● **COLLECTED MATERIAL**:

--

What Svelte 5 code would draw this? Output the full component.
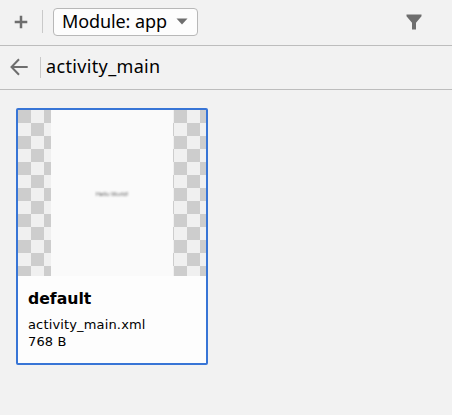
<script>
  const resource = { name: 'default', file: 'activity_main.xml', size: '768 B' };
</script>

<div class="panel">
  <header class="toolbar">
    <svg class="plus" width="14" height="14" viewBox="0 0 14 14" aria-label="Add">
      <path d="M7 .7V13.3M.7 7H13.3" stroke="#6e6e6e" stroke-width="2.5" fill="none" />
    </svg>
    <span class="divider"></span>
    <button class="module">
      <span>Module: app</span>
      <svg width="12" height="7" viewBox="0 0 12 7"><path d="M0.5 0.5H11.5L6 6.5Z" fill="#6e6e6e" /></svg>
    </button>
    <svg class="filter" width="16" height="16" viewBox="0 0 16 16" aria-label="Filter">
      <path d="M0.5 0.5H15.5V2.3L10 8.8V15.5H6V8.8L0.5 2.3Z" fill="#6e6e6e" />
    </svg>
  </header>

  <nav class="crumbs">
    <svg class="back" width="18" height="18" viewBox="0 0 18 18" aria-label="Back">
      <path d="M9 1.2L1.5 9L9 16.8M1.5 9H17.7" stroke="#6e6e6e" stroke-width="2" fill="none" />
    </svg>
    <span class="divider"></span>
    <span class="title">activity_main</span>
  </nav>

  <main>
    <article class="card">
      <div class="preview">
        <div class="screen"><span>Hello World!</span></div>
      </div>
      <div class="info">
        <h2>{resource.name}</h2>
        <p>{resource.file}</p>
        <p>{resource.size}</p>
      </div>
    </article>
  </main>
</div>

<style>
  :global(body) {
    background: #f2f2f2;
  }
  .panel {
    box-sizing: border-box;
    width: 452px;
    height: 415px;
    background: #f2f2f2;
    color: #000;
    overflow: hidden;
    font-family: 'DejaVu Sans', sans-serif;
  }
  .toolbar,
  .crumbs {
    box-sizing: border-box;
    display: flex;
    align-items: center;
    border-bottom: 1px solid #bdbdbd;
    font: 18px/24px 'Noto Sans', sans-serif;
  }
  .toolbar {
    height: 46px;
    padding: 0 30px 2px 14px;
  }
  .crumbs {
    height: 44px;
    padding: 0 0 1px 10px;
  }
  .title {
    padding-bottom: 2px;
    letter-spacing: 0.35px;
  }
  .divider {
    width: 1px;
    height: 23px;
    background: #c9c9c9;
  }
  .toolbar .divider {
    margin: 0 10px 0 14px;
  }
  .crumbs .divider {
    height: 21px;
    margin: 0 5px 0 12px;
  }
  .module {
    box-sizing: border-box;
    width: 145px;
    height: 28px;
    display: flex;
    align-items: center;
    justify-content: space-between;
    padding: 0 9px 0 8px;
    border: 1px solid #b8b8b8;
    border-radius: 4px;
    background: #fdfdfd;
    color: #000;
    font: inherit;
    white-space: nowrap;
  }
  .module span {
    letter-spacing: -0.1px;
    padding-bottom: 1px;
  }
  .filter {
    margin-left: auto;
  }
  svg {
    display: block;
    flex: none;
  }
  main {
    padding: 18px 16px;
  }
  .card {
    box-sizing: border-box;
    width: 192px;
    height: 257px;
    border: 2px solid #3875d6;
    border-radius: 2px;
    background: #fdfdfd;
  }
  .preview {
    height: 166px;
    display: flex;
    padding-left: 33px;
    background: repeating-conic-gradient(#f0f0f0 0 25%, #cdcdcd 0 50%) 0 0 / 26px 26px;
  }
  .screen {
    width: 122px;
    display: flex;
    align-items: center;
    justify-content: center;
    padding-top: 1px;
    box-sizing: border-box;
    background: #fafafa;
  }
  .screen span {
    font: 6px/8px Roboto, sans-serif;
    color: #666;
    filter: blur(1px);
  }
  .info {
    padding: 13px 10px;
  }
  h2 {
    margin: 0 0 7px;
    font-size: 15.7px;
    line-height: 20px;
  }
  p {
    margin: 0;
    font-size: 13px;
    line-height: 17px;
    letter-spacing: 0.15px;
  }
</style>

--

● **WHAT YOU ARE ASKED TO DO**: Each line of the material must be retyped exactly, except that images are omitted.

● **FULL RESPONSE**:
What Svelte 5 code would draw this? Output the full component.
<script>
  const resource = { name: 'default', file: 'activity_main.xml', size: '768 B' };
</script>

<div class="panel">
  <header class="toolbar">
    <svg class="plus" width="14" height="14" viewBox="0 0 14 14" aria-label="Add">
      <path d="M7 .7V13.3M.7 7H13.3" stroke="#6e6e6e" stroke-width="2.5" fill="none" />
    </svg>
    <span class="divider"></span>
    <button class="module">
      <span>Module: app</span>
      <svg width="12" height="7" viewBox="0 0 12 7"><path d="M0.5 0.5H11.5L6 6.5Z" fill="#6e6e6e" /></svg>
    </button>
    <svg class="filter" width="16" height="16" viewBox="0 0 16 16" aria-label="Filter">
      <path d="M0.5 0.5H15.5V2.3L10 8.8V15.5H6V8.8L0.5 2.3Z" fill="#6e6e6e" />
    </svg>
  </header>

  <nav class="crumbs">
    <svg class="back" width="18" height="18" viewBox="0 0 18 18" aria-label="Back">
      <path d="M9 1.2L1.5 9L9 16.8M1.5 9H17.7" stroke="#6e6e6e" stroke-width="2" fill="none" />
    </svg>
    <span class="divider"></span>
    <span class="title">activity_main</span>
  </nav>

  <main>
    <article class="card">
      <div class="preview">
        <div class="screen"><span>Hello World!</span></div>
      </div>
      <div class="info">
        <h2>{resource.name}</h2>
        <p>{resource.file}</p>
        <p>{resource.size}</p>
      </div>
    </article>
  </main>
</div>

<style>
  :global(body) {
    background: #f2f2f2;
  }
  .panel {
    box-sizing: border-box;
    width: 452px;
    height: 415px;
    background: #f2f2f2;
    color: #000;
    overflow: hidden;
    font-family: 'DejaVu Sans', sans-serif;
  }
  .toolbar,
  .crumbs {
    box-sizing: border-box;
    display: flex;
    align-items: center;
    border-bottom: 1px solid #bdbdbd;
    font: 18px/24px 'Noto Sans', sans-serif;
  }
  .toolbar {
    height: 46px;
    padding: 0 30px 2px 14px;
  }
  .crumbs {
    height: 44px;
    padding: 0 0 1px 10px;
  }
  .title {
    padding-bottom: 2px;
    letter-spacing: 0.35px;
  }
  .divider {
    width: 1px;
    height: 23px;
    background: #c9c9c9;
  }
  .toolbar .divider {
    margin: 0 10px 0 14px;
  }
  .crumbs .divider {
    height: 21px;
    margin: 0 5px 0 12px;
  }
  .module {
    box-sizing: border-box;
    width: 145px;
    height: 28px;
    display: flex;
    align-items: center;
    justify-content: space-between;
    padding: 0 9px 0 8px;
    border: 1px solid #b8b8b8;
    border-radius: 4px;
    background: #fdfdfd;
    color: #000;
    font: inherit;
    white-space: nowrap;
  }
  .module span {
    letter-spacing: -0.1px;
    padding-bottom: 1px;
  }
  .filter {
    margin-left: auto;
  }
  svg {
    display: block;
    flex: none;
  }
  main {
    padding: 18px 16px;
  }
  .card {
    box-sizing: border-box;
    width: 192px;
    height: 257px;
    border: 2px solid #3875d6;
    border-radius: 2px;
    background: #fdfdfd;
  }
  .preview {
    height: 166px;
    display: flex;
    padding-left: 33px;
    background: repeating-conic-gradient(#f0f0f0 0 25%, #cdcdcd 0 50%) 0 0 / 26px 26px;
  }
  .screen {
    width: 122px;
    display: flex;
    align-items: center;
    justify-content: center;
    padding-top: 1px;
    box-sizing: border-box;
    background: #fafafa;
  }
  .screen span {
    font: 6px/8px Roboto, sans-serif;
    color: #666;
    filter: blur(1px);
  }
  .info {
    padding: 13px 10px;
  }
  h2 {
    margin: 0 0 7px;
    font-size: 15.7px;
    line-height: 20px;
  }
  p {
    margin: 0;
    font-size: 13px;
    line-height: 17px;
    letter-spacing: 0.15px;
  }
</style>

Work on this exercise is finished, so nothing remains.